ANTIPODAL HOTSPOTS, LARGE IGNEOUS PROVINCES, AND SEA-LEVEL CHANGES: VESTIGES OF OCEANIC LARGE-BODY IMPACTS?

Of 45 prominent or ‘primary’ hotspots, found in most hotspot compilations, 22 (49%) form antipodal pairs within conservative drift limits (≤20 mm/yr) supporting a model of impact-induced hotspot volcanism at, and potentially greater flood-basalt volcanism antipodal to, oceanic large-body impact sites. All but 4 of the remaining primary hotspots have volcanic centers near their antipodes. The available ages, or estimated minimum age ranges, for both hotspots of an antipodal pair tend to be similar (≤10 Myr difference) or overlap. Monte Carlo analyses indicate that the primary antipodal hotspot pairs and their ages are not due to chance at the >99.9% confidence level (p<0.001). All hotspot pairs include at least one oceanic hotspot, and these are consistently opposite those hotspots related to large igneous provinces and continental volcanism. Because of possibly higher seismic efficiencies for oceanic impacts compared to continental ones (De Carli et al., this session), continents might have acted as shields to the formation of antipodal hotspot pairs.

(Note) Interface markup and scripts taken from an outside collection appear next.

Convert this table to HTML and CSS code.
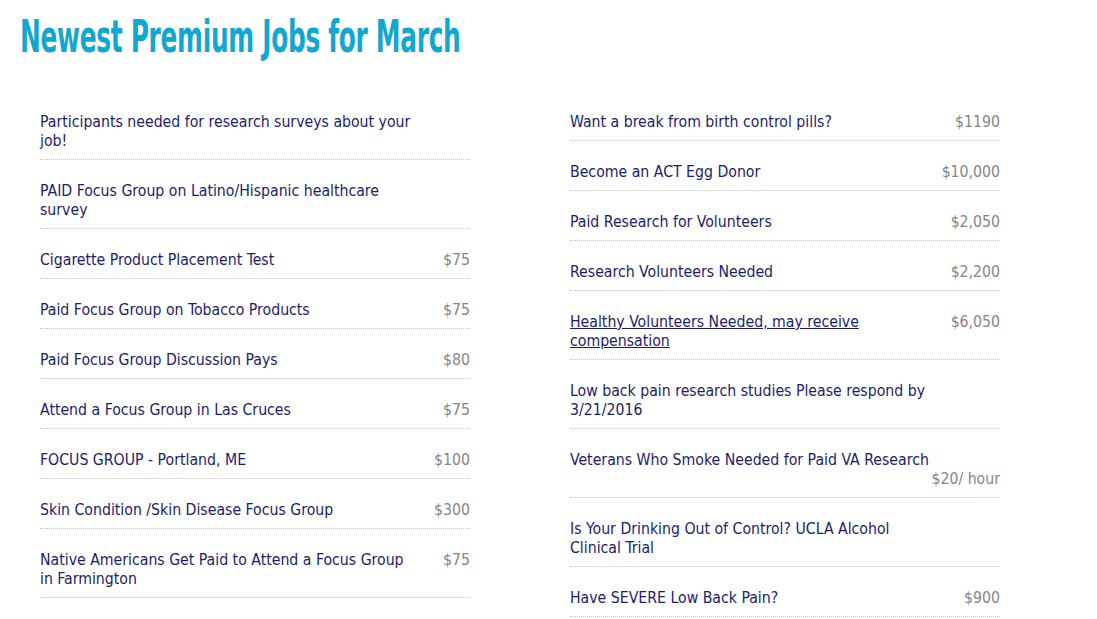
FILE: index.html
```html
<!DOCTYPE html>
<html lang="en">
<head>
<meta charset="utf-8">
<title>Newest Premium Jobs for March</title>
<link rel="stylesheet" href="styles.css">
</head>
<body>
<div class="page">
  <h1 class="title"><span class="title-text">Newest Premium Jobs for March</span></h1>
  <div class="columns">
    <ul class="jobs">
      <li class="job"><a class="job-title" href="#">Participants needed for research surveys about your job!</a></li>
      <li class="job"><a class="job-title" href="#">PAID Focus Group on Latino/Hispanic healthcare survey</a></li>
      <li class="job"><a class="job-title" href="#">Cigarette Product Placement Test</a><span class="pay">$75</span></li>
      <li class="job"><a class="job-title" href="#">Paid Focus Group on Tobacco Products</a><span class="pay">$75</span></li>
      <li class="job"><a class="job-title" href="#">Paid Focus Group Discussion Pays</a><span class="pay">$80</span></li>
      <li class="job"><a class="job-title" href="#">Attend a Focus Group in Las Cruces</a><span class="pay">$75</span></li>
      <li class="job"><a class="job-title" href="#">FOCUS GROUP - Portland, ME</a><span class="pay">$100</span></li>
      <li class="job"><a class="job-title" href="#">Skin Condition /Skin Disease Focus Group</a><span class="pay">$300</span></li>
      <li class="job"><a class="job-title" href="#">Native Americans Get Paid to Attend a Focus Group in Farmington</a><span class="pay">$75</span></li>
    </ul>
    <ul class="jobs">
      <li class="job"><a class="job-title" href="#">Want a break from birth control pills?</a><span class="pay">$1190</span></li>
      <li class="job"><a class="job-title" href="#">Become an ACT Egg Donor</a><span class="pay">$10,000</span></li>
      <li class="job"><a class="job-title" href="#">Paid Research for Volunteers</a><span class="pay">$2,050</span></li>
      <li class="job"><a class="job-title" href="#">Research Volunteers Needed</a><span class="pay">$2,200</span></li>
      <li class="job"><a class="job-title is-hover" href="#">Healthy Volunteers Needed, may receive compensation</a><span class="pay">$6,050</span></li>
      <li class="job"><a class="job-title" href="#">Low back pain research studies Please respond by 3/21/2016</a></li>
      <li class="job"><a class="job-title" href="#">Veterans Who Smoke Needed for Paid VA Research</a><span class="pay">$20/ hour</span></li>
      <li class="job"><a class="job-title" href="#">Is Your Drinking Out of Control? UCLA Alcohol Clinical Trial</a></li>
      <li class="job"><a class="job-title" href="#">Have SEVERE Low Back Pain?</a><span class="pay">$900</span></li>
    </ul>
  </div>
</div>
</body>
</html>
```
FILE: styles.css
```css
html, body {
  margin: 0;
  padding: 0;
  background: #ffffff;
}

.page {
  padding: 10px 0 0 20px;
  font-family: "DejaVu Sans Condensed", "DejaVu Sans", sans-serif;
}

.title {
  margin: 0;
  font-family: "DejaVu Sans Condensed", "DejaVu Sans", sans-serif;
  font-weight: bold;
  font-size: 45px;
  line-height: 54px;
  letter-spacing: -0.5px;
  color: #12a7d0;
  white-space: nowrap;
}

.title-text {
  display: inline-block;
  transform: scaleX(0.614);
  transform-origin: left center;
}

.columns {
  display: grid;
  grid-template-columns: 430px 430px;
  column-gap: 100px;
  margin: 27px 0 0 20px;
  align-items: start;
}

.jobs {
  list-style: none;
  margin: 0;
  padding: 0;
}

.job {
  display: flex;
  flex-wrap: wrap;
  align-items: flex-start;
  padding: 21px 0 9px;
  border-bottom: 1px dotted #c4c4c4;
  font-size: 15.7px;
  line-height: 19px;
}

.job-title {
  max-width: 372px;
  color: #1c1c6c;
  text-decoration: none;
}

.job-title.is-hover {
  text-decoration: underline;
}

.pay {
  margin-left: auto;
  padding-left: 8px;
  color: #858585;
  white-space: nowrap;
}
```
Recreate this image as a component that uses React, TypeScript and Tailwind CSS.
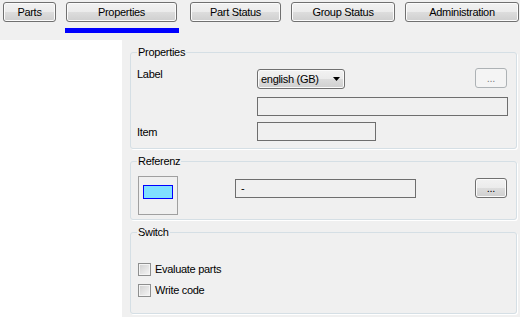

Numerical models indicate that large oceanic impacts (~10-km-diameter bolide) penetrate well into the upper mantle (~40-km depth), eject mostly water or water vapor from the transient crater, and generate megatsunami (~4 km initial height) capable of coastal stratigraphic effects on a global scale. Impact-generated megatsunami, consequently, are expected to leave the most prominent and widespread record of large oceanic impacts. Such impacts and their associated megatsunamis, therefore, might have been responsible for rapid eustatic changes in sea level and abrupt changes in the isotopic composition of sea water in the geologic past. Moreover, large oceanic impacts during the Late Permian were perhaps the principal cause of end-Kazanian and end-Tatarian flood basalt eruptions, apparent regressive-transgressive shifts in sea level, and pulses in extinction rates making up the Permian/Triassic transition, and possibly initiated the Cretaceous/Tertiary transition at ~68-67 Ma. Phanerozoic mass extinction events, therefore, might have resulted from catastrophic impact-generated megatsunami in a dominantly oceanic hemisphere and vast quantities of noxious volcanic gases in a dominantly continental hemisphere.